Chart 1: Egypt Inflation and interest rates
(%)
Source: CAPMAS, CBE, NBK calculations
 
Chart 2: Saudi GDP Growth  
(% y/y)
Source: GASTAT

                

Saudi Arabia: GDP growth revised up slightly to 4.5% in Q4 2024 and 1.3% for 2024. According to official data, in the final GDP reading for Q4 2024, growth was revised up to 4.5% y/y (0.5% q/q) from the preliminary estimate of 4.4%. This is the fastest pace of growth in two years and a strong improvement on the 2.8% recorded in Q3. Gains were once again driven by the non-oil sector (4.7% y/y), which outperformed both the government (2.2%) and the oil sectors (3.4%). The latter expanded for the first time since Q1 2023, largely due to base effects (lower-than-expected oil production in Q4 2023). Looking at the sectoral level in Q4, output gains were broad-based but notably robust in the petroleum refining (15.3% y/y), wholesale, retail, trade & restaurants & hotels (6.9%) – linked to strong tourism growth – and finance, insurance and real estate services (6.2%). For the full year, the Saudi economy grew by 1.3%, rebounding from a 0.8% contraction in 2023, with the non-oil sector expanding by a robust 4.3%, down marginally from 4.4% in 2023, while the oil sector declined by 4.5%, though improving on the previous year’s contraction of 9%. Looking at GDP growth in 2024 in terms of expenditure, private consumption and investment growth both remained solid at 3.2% and 2.6%, respectively, with the latter driven by the Kingdom’s ongoing efforts to diversify the economy under the Vision 2030 initiative. Meanwhile, exports declined by 1.4%, while imports increased by 5%, aligning with expansion in the broader non-oil domestic economy. Looking ahead into 2025, while oil output should gradually recover, non-oil economic growth could remain steady on sustained private sector investment, strong tourism growth, and solid private consumption thanks to higher employment.

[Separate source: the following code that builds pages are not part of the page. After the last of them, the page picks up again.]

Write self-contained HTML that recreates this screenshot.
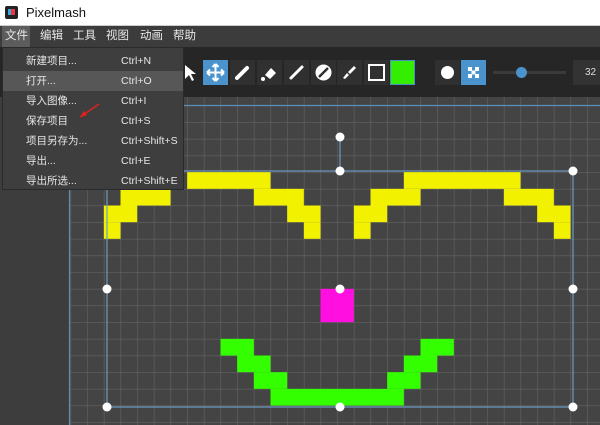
<!DOCTYPE html>
<html><head><meta charset="utf-8"><style>
*{margin:0;padding:0;box-sizing:border-box}
body{width:600px;height:425px;overflow:hidden;background:#3d3d3d;font-family:"Liberation Sans","Noto Sans CJK SC",sans-serif;position:relative}
.t{position:absolute;left:0;top:0;width:600px;height:26px;background:#fff;border-bottom:1px solid #ccc}
.t span{position:absolute;left:26px;top:5px;font-size:13px;color:#111}
.mb{position:absolute;left:0;top:26px;width:600px;height:21px;background:#3c3c3c;font-size:11.5px;color:#e8e8e8}
.mb span{position:absolute;top:3px;line-height:15px}
.tb{position:absolute;left:0;top:47px;width:600px;height:50px;background:#262626}
.b{position:absolute;top:13px;width:25px;height:25px;background:#303030}
.menu{position:absolute;left:2px;top:47px;width:182px;height:143px;background:#3e3e3e;border:1px solid #2a2a2a;font-size:10.5px;color:#e6e6e6}
.r{position:absolute;left:0;width:180px;height:20px}
.r span{position:absolute;top:3px;line-height:14px}
</style></head><body>
<div class="t"><svg style="position:absolute;left:5px;top:6px" width="13" height="13"><rect width="13" height="13" rx="2" fill="#222"/><rect x="3" y="3" width="4" height="6" fill="#3ad"/><rect x="6" y="3" width="4" height="6" fill="#e34"/></svg><span>Pixelmash</span></div>
<div class="mb"><div style="position:absolute;left:2px;top:0;width:28px;height:21px;background:#5c5c5c"></div>
<span style="left:5px">文件</span><span style="left:40px">编辑</span><span style="left:73px">工具</span><span style="left:106px">视图</span><span style="left:140px">动画</span><span style="left:173px">帮助</span></div>
<div class="tb">
<svg style="position:absolute;left:183px;top:17px" width="14" height="18"><path d="M2 1 L2 15 L6 11 L9 17 L11 16 L8 10 L13 10 Z" fill="#fff"/></svg>
<div class="b" style="left:203px;background:#4a93cc"><svg width="25" height="25"><path d="M12.5 4v17M4 12.5h17M12.5 4l-3 3M12.5 4l3 3M12.5 21l-3-3M12.5 21l3-3M4 12.5l3-3M4 12.5l3 3M21 12.5l-3-3M21 12.5l-3 3" stroke="#fff" stroke-width="2" fill="none"/></svg></div>
<div class="b" style="left:230px"><svg width="25" height="25"><path d="M7 18l10-10" stroke="#fff" stroke-width="4" stroke-linecap="round"/></svg></div>
<div class="b" style="left:257px"><svg width="25" height="25"><path d="M8 15l6-7 5 5-6 6z" fill="#fff"/><circle cx="6" cy="19" r="2" fill="#fff"/></svg></div>
<div class="b" style="left:284px"><svg width="25" height="25"><path d="M7 18l11-11" stroke="#fff" stroke-width="3" stroke-linecap="round"/></svg></div>
<div class="b" style="left:311px"><svg width="25" height="25"><circle cx="12.5" cy="12.5" r="8" fill="#fff"/><path d="M8 17l9-9" stroke="#303030" stroke-width="2.5"/></svg></div>
<div class="b" style="left:337px"><svg width="25" height="25"><path d="M17 6l2 2-6 6-2-2z M10 13l2 2-4 4-2-1z" fill="#fff"/></svg></div>
<div class="b" style="left:364px"><svg width="25" height="25"><rect x="5" y="5" width="15" height="15" fill="none" stroke="#fff" stroke-width="2"/></svg></div>
<div class="b" style="left:390px;background:#33ee00;border:1px solid #4a90c8"></div>
<div class="b" style="left:435px;width:25px"><svg width="25" height="25"><circle cx="12.5" cy="12.5" r="6.5" fill="#fff"/></svg></div>
<div class="b" style="left:461px;background:#4a93cc"><svg width="25" height="25"><path d="M7 7h4v4H7zM14 7h4v4h-4zM7 14h4v4H7zM14 14h4v4h-4zM10.5 10.5h4v4h-4z" fill="#fff"/></svg></div>
<div style="position:absolute;left:493px;top:24px;width:73px;height:3px;background:#3a3a3a"></div>
<div style="position:absolute;left:516px;top:20px;width:11px;height:11px;border-radius:50%;background:#4a93cc"></div>
<div style="position:absolute;left:573px;top:13px;width:30px;height:25px;background:#333;color:#ddd;font-size:10px;padding:7px 0 0 12px">32</div>
</div>
<svg style="position:absolute;left:0;top:97px" width="600" height="328">
<defs><pattern id="g" x="70.5" y="8.5" width="16.667" height="16.667" patternUnits="userSpaceOnUse"><rect width="16.667" height="16.667" fill="#444"/><path d="M0 0H16.667M0 0V16.667" stroke="#646464" stroke-width="1.2"/></pattern></defs>
<rect x="69" y="0" width="531" height="328" fill="url(#g)"/>
<g transform="translate(70.5,8.5) scale(16.667)">
<g fill="#f2f200">
<rect x="7" y="4" width="5" height="1"/><rect x="3" y="5" width="3" height="1"/><rect x="11" y="5" width="3" height="1"/><rect x="2" y="6" width="2" height="1"/><rect x="13" y="6" width="2" height="1"/><rect x="2" y="7" width="1" height="1"/><rect x="14" y="7" width="1" height="1"/>
<rect x="20" y="4" width="7" height="1"/><rect x="18" y="5" width="3" height="1"/><rect x="26" y="5" width="3" height="1"/><rect x="17" y="6" width="2" height="1"/><rect x="28" y="6" width="2" height="1"/><rect x="17" y="7" width="1" height="1"/><rect x="29" y="7" width="1" height="1"/>
</g>
<rect x="15" y="11" width="2" height="2" fill="#ff10e0"/>
<g fill="#33ff00">
<rect x="9" y="14" width="2" height="1"/><rect x="21" y="14" width="2" height="1"/><rect x="10" y="15" width="2" height="1"/><rect x="20" y="15" width="2" height="1"/><rect x="11" y="16" width="2" height="1"/><rect x="19" y="16" width="2" height="1"/><rect x="12" y="17" width="8" height="1"/>
</g></g>
<path d="M69.5 0V328M69 8.5H600" stroke="#5b8fb8" stroke-width="1.2"/>
<rect x="107" y="74" width="466" height="236" fill="none" stroke="#6c9cc4" stroke-width="1.2"/>
<path d="M340 40V74" stroke="#6c9cc4" stroke-width="1.2"/>
<g fill="#fff"><circle cx="340" cy="40" r="4.5"/><circle cx="340" cy="74" r="4.5"/><circle cx="573" cy="74" r="4.5"/><circle cx="107" cy="192" r="4.5"/><circle cx="573" cy="192" r="4.5"/><circle cx="340" cy="192" r="4.5"/><circle cx="107" cy="310" r="4.5"/><circle cx="340" cy="310" r="4.5"/><circle cx="573" cy="310" r="4.5"/></g>
</svg>
<div class="menu">
<div class="r" style="top:3px"><span style="left:23px">新建项目...</span><span style="left:118px">Ctrl+N</span></div>
<div class="r" style="top:23px;background:#575757"><span style="left:23px">打开...</span><span style="left:118px">Ctrl+O</span></div>
<div class="r" style="top:43px"><span style="left:23px">导入图像...</span><span style="left:118px">Ctrl+I</span></div>
<div class="r" style="top:63px"><span style="left:23px">保存项目</span><span style="left:118px">Ctrl+S</span></div>
<div class="r" style="top:83px"><span style="left:23px">项目另存为...</span><span style="left:118px">Ctrl+Shift+S</span></div>
<div class="r" style="top:103px"><span style="left:23px">导出...</span><span style="left:118px">Ctrl+E</span></div>
<div class="r" style="top:123px"><span style="left:23px">导出所选...</span><span style="left:118px">Ctrl+Shift+E</span></div>
</div>
<svg style="position:absolute;left:75px;top:100px" width="30" height="22"><path d="M24 4L8 15" stroke="#e02020" stroke-width="1.5"/><path d="M4 18L9 11L12 15Z" fill="#e02020"/></svg>
</body></html>
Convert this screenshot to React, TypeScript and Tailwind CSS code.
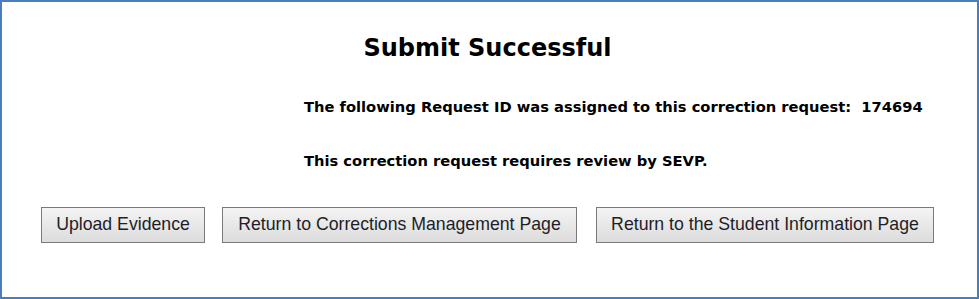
import React from "react";

const btn =
  "h-[36px] border border-[#7a7a7a] bg-gradient-to-b from-[#f4f4f4] to-[#dcdcdc] text-[17.7px] text-[#1e1e28] leading-none px-[14px] whitespace-nowrap";

export default function App() {
  return (
    <div
      className="w-[979px] h-[299px] border-2 border-[#4a7ebb] bg-white box-border flex flex-col"
      style={{ fontFamily: '"DejaVu Sans", Verdana, sans-serif' }}
    >
      <h1 className="text-center text-[24px] font-bold text-black mt-[31px] leading-[30px] pr-[4px]">
        Submit Successful
      </h1>
      <div className="ml-[302px] text-[14.7px] font-bold text-black leading-[18px]">
        <p className="mt-[35px] whitespace-pre">
          {"The following Request ID was assigned to this correction request:  174694"}
        </p>
        <p className="mt-[36px]">This correction request requires review by SEVP.</p>
      </div>
      <div
        className="flex ml-[39px] mt-[37px]"
        style={{ fontFamily: '"Liberation Sans", Arial, sans-serif' }}
      >
        <button className={btn + " w-[164px]"}>Upload Evidence</button>
        <button className={btn + " w-[355px] ml-[17px]"}>Return to Corrections Management Page</button>
        <button className={btn + " w-[338px] ml-[19px]"}>Return to the Student Information Page</button>
      </div>
    </div>
  );
}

US: Consumer inflation expectations broadly steady but overall views downbeat. Consumers’ year-ahead inflation expectations in February rose slightly to 3.1% from 3% in January but remained steady for three-year and five-year horizons at 3% each, according to a New York Fed survey. Still, these outlooks are more moderate than the previously reported University of Michigan survey, which saw long-term inflation expectations soaring to a multi-decade high of 3.5% in February on tariff-related worries. Consumers’ views on the labor market were mixed, with steady earnings growth expectations and slightly lower chances of losing one’s job. However, expectations for a higher unemployment rate over the next year also jumped to the highest since September 2023. Meanwhile, perceptions about household finances also worsened, with tighter access to credit, rising debt delinquency tendencies over the next three months, along with an overall weaker financial situation in the year ahead. Deteriorating consumer and business confidence amid uncertainties about tariffs and other policies (related to federal spending cuts) has recently adversely impacted the overall economic landscape. Worries about slowing momentum saw the S&P 500 drop 2.7% d/d and tech-heavy Nasdaq 100 fall 4% yesterday. Since hitting its all-time high on February 19, the S&P 500 has now fallen 8.7%. UST 10Y yields also declined by around 9bps yesterday to close at 4.22%, down almost 60 bps since mid-January.

Japan: GDP growth revised lower in Q4. Final GDP estimates for Q4 2024 were downwardly revised to 0.6% q/q, slightly lower than the preliminary estimate of 0.7%, but higher than Q3’s growth of 0.4%. The revision was largely attributed to softer consumer spending and a downward adjustment in private and public capital expenditures. Meanwhile, household spending growth, a leading indicator for private consumption, softened to 0.8% y/y in January from a 2.7% increase in December on lower expenditures on food, clothing, household goods and transportation amid higher inflationary pressures seen in the last few months. Weaker growth and a fragile consumption recovery would complicate the Bank of Japan’s (BoJ) path towards further rate hikes. However, the upward pressure on consumer prices and the anticipated wage growth in April could still push the BoJ towards a hike in May.